> **EXERCISE INSTRUCTIONS**: All of the material should be reproduced exactly, with pictures left out.
BEGIN STORED DATA
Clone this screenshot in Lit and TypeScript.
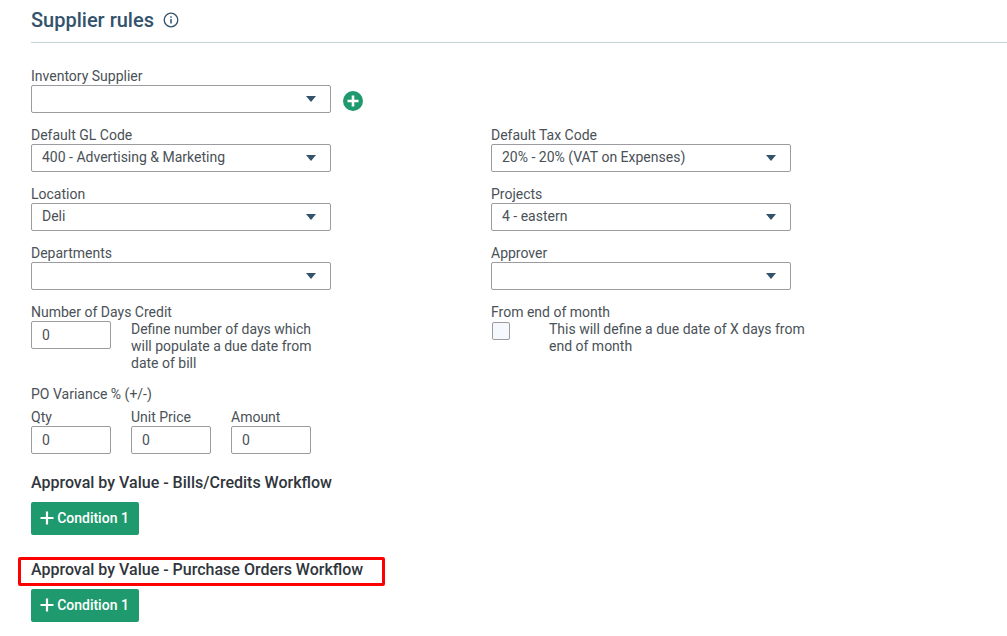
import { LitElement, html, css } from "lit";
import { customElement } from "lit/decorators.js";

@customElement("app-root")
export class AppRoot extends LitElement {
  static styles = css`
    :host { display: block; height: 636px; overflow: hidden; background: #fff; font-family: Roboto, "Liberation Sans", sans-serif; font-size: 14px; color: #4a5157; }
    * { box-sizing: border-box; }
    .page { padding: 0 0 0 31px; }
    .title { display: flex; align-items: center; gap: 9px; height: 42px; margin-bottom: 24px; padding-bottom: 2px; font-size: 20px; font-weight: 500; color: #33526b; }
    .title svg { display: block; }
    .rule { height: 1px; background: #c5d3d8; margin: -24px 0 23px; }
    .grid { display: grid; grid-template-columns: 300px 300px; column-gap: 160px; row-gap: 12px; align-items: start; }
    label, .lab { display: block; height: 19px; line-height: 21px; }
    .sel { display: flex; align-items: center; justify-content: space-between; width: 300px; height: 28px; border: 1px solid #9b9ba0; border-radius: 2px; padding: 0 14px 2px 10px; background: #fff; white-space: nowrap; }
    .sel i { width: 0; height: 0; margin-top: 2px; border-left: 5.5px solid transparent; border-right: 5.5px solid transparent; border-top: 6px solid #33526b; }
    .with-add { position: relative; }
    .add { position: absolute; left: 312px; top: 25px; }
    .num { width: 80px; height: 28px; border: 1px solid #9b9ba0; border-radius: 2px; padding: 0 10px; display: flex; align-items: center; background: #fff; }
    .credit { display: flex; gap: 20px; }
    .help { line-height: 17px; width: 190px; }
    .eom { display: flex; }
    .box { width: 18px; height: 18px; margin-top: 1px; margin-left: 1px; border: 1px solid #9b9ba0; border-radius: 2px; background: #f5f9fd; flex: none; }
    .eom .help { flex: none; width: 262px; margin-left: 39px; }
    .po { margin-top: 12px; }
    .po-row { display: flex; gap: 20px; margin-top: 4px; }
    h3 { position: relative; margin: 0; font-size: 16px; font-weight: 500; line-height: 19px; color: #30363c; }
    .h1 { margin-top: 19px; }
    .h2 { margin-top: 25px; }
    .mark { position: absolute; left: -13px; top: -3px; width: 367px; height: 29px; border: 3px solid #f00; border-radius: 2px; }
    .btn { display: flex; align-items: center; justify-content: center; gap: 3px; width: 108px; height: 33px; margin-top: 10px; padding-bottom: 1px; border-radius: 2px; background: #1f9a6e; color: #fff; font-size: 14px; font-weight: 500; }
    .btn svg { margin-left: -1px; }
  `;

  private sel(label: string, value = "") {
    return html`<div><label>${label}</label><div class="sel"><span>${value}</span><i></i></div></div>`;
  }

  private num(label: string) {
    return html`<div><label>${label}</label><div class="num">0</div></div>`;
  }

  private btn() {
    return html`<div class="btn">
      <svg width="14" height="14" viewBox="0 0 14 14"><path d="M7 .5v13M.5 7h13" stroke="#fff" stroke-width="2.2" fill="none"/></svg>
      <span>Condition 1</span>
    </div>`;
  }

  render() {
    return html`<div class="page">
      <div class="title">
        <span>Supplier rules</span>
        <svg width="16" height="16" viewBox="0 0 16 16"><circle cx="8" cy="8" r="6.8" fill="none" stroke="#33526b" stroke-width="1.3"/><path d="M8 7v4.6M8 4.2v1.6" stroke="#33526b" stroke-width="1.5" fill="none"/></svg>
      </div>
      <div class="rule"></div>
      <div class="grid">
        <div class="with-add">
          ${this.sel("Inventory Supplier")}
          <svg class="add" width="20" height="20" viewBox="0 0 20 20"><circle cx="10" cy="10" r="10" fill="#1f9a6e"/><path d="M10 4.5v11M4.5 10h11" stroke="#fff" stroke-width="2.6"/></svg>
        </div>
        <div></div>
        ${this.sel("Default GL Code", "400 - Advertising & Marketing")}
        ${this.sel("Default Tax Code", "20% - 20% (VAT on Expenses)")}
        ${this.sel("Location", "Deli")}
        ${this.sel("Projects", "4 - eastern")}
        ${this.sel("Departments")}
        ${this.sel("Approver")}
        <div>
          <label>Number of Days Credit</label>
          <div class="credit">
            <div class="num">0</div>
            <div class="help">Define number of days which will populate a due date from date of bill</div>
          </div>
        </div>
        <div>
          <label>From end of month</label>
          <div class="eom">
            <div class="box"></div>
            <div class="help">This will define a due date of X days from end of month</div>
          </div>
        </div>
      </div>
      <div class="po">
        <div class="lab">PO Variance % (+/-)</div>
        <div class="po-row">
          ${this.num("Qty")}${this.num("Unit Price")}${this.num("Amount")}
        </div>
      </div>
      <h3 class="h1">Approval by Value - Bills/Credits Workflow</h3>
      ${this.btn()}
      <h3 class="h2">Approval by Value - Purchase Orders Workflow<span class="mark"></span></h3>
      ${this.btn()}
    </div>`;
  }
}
END STORED DATA
> **EXERCISE RESULT**:
Clone this screenshot in Lit and TypeScript.
import { LitElement, html, css } from "lit";
import { customElement } from "lit/decorators.js";

@customElement("app-root")
export class AppRoot extends LitElement {
  static styles = css`
    :host { display: block; height: 636px; overflow: hidden; background: #fff; font-family: Roboto, "Liberation Sans", sans-serif; font-size: 14px; color: #4a5157; }
    * { box-sizing: border-box; }
    .page { padding: 0 0 0 31px; }
    .title { display: flex; align-items: center; gap: 9px; height: 42px; margin-bottom: 24px; padding-bottom: 2px; font-size: 20px; font-weight: 500; color: #33526b; }
    .title svg { display: block; }
    .rule { height: 1px; background: #c5d3d8; margin: -24px 0 23px; }
    .grid { display: grid; grid-template-columns: 300px 300px; column-gap: 160px; row-gap: 12px; align-items: start; }
    label, .lab { display: block; height: 19px; line-height: 21px; }
    .sel { display: flex; align-items: center; justify-content: space-between; width: 300px; height: 28px; border: 1px solid #9b9ba0; border-radius: 2px; padding: 0 14px 2px 10px; background: #fff; white-space: nowrap; }
    .sel i { width: 0; height: 0; margin-top: 2px; border-left: 5.5px solid transparent; border-right: 5.5px solid transparent; border-top: 6px solid #33526b; }
    .with-add { position: relative; }
    .add { position: absolute; left: 312px; top: 25px; }
    .num { width: 80px; height: 28px; border: 1px solid #9b9ba0; border-radius: 2px; padding: 0 10px; display: flex; align-items: center; background: #fff; }
    .credit { display: flex; gap: 20px; }
    .help { line-height: 17px; width: 190px; }
    .eom { display: flex; }
    .box { width: 18px; height: 18px; margin-top: 1px; margin-left: 1px; border: 1px solid #9b9ba0; border-radius: 2px; background: #f5f9fd; flex: none; }
    .eom .help { flex: none; width: 262px; margin-left: 39px; }
    .po { margin-top: 12px; }
    .po-row { display: flex; gap: 20px; margin-top: 4px; }
    h3 { position: relative; margin: 0; font-size: 16px; font-weight: 500; line-height: 19px; color: #30363c; }
    .h1 { margin-top: 19px; }
    .h2 { margin-top: 25px; }
    .mark { position: absolute; left: -13px; top: -3px; width: 367px; height: 29px; border: 3px solid #f00; border-radius: 2px; }
    .btn { display: flex; align-items: center; justify-content: center; gap: 3px; width: 108px; height: 33px; margin-top: 10px; padding-bottom: 1px; border-radius: 2px; background: #1f9a6e; color: #fff; font-size: 14px; font-weight: 500; }
    .btn svg { margin-left: -1px; }
  `;

  private sel(label: string, value = "") {
    return html`<div><label>${label}</label><div class="sel"><span>${value}</span><i></i></div></div>`;
  }

  private num(label: string) {
    return html`<div><label>${label}</label><div class="num">0</div></div>`;
  }

  private btn() {
    return html`<div class="btn">
      <svg width="14" height="14" viewBox="0 0 14 14"><path d="M7 .5v13M.5 7h13" stroke="#fff" stroke-width="2.2" fill="none"/></svg>
      <span>Condition 1</span>
    </div>`;
  }

  render() {
    return html`<div class="page">
      <div class="title">
        <span>Supplier rules</span>
        <svg width="16" height="16" viewBox="0 0 16 16"><circle cx="8" cy="8" r="6.8" fill="none" stroke="#33526b" stroke-width="1.3"/><path d="M8 7v4.6M8 4.2v1.6" stroke="#33526b" stroke-width="1.5" fill="none"/></svg>
      </div>
      <div class="rule"></div>
      <div class="grid">
        <div class="with-add">
          ${this.sel("Inventory Supplier")}
          <svg class="add" width="20" height="20" viewBox="0 0 20 20"><circle cx="10" cy="10" r="10" fill="#1f9a6e"/><path d="M10 4.5v11M4.5 10h11" stroke="#fff" stroke-width="2.6"/></svg>
        </div>
        <div></div>
        ${this.sel("Default GL Code", "400 - Advertising & Marketing")}
        ${this.sel("Default Tax Code", "20% - 20% (VAT on Expenses)")}
        ${this.sel("Location", "Deli")}
        ${this.sel("Projects", "4 - eastern")}
        ${this.sel("Departments")}
        ${this.sel("Approver")}
        <div>
          <label>Number of Days Credit</label>
          <div class="credit">
            <div class="num">0</div>
            <div class="help">Define number of days which will populate a due date from date of bill</div>
          </div>
        </div>
        <div>
          <label>From end of month</label>
          <div class="eom">
            <div class="box"></div>
            <div class="help">This will define a due date of X days from end of month</div>
          </div>
        </div>
      </div>
      <div class="po">
        <div class="lab">PO Variance % (+/-)</div>
        <div class="po-row">
          ${this.num("Qty")}${this.num("Unit Price")}${this.num("Amount")}
        </div>
      </div>
      <h3 class="h1">Approval by Value - Bills/Credits Workflow</h3>
      ${this.btn()}
      <h3 class="h2">Approval by Value - Purchase Orders Workflow<span class="mark"></span></h3>
      ${this.btn()}
    </div>`;
  }
}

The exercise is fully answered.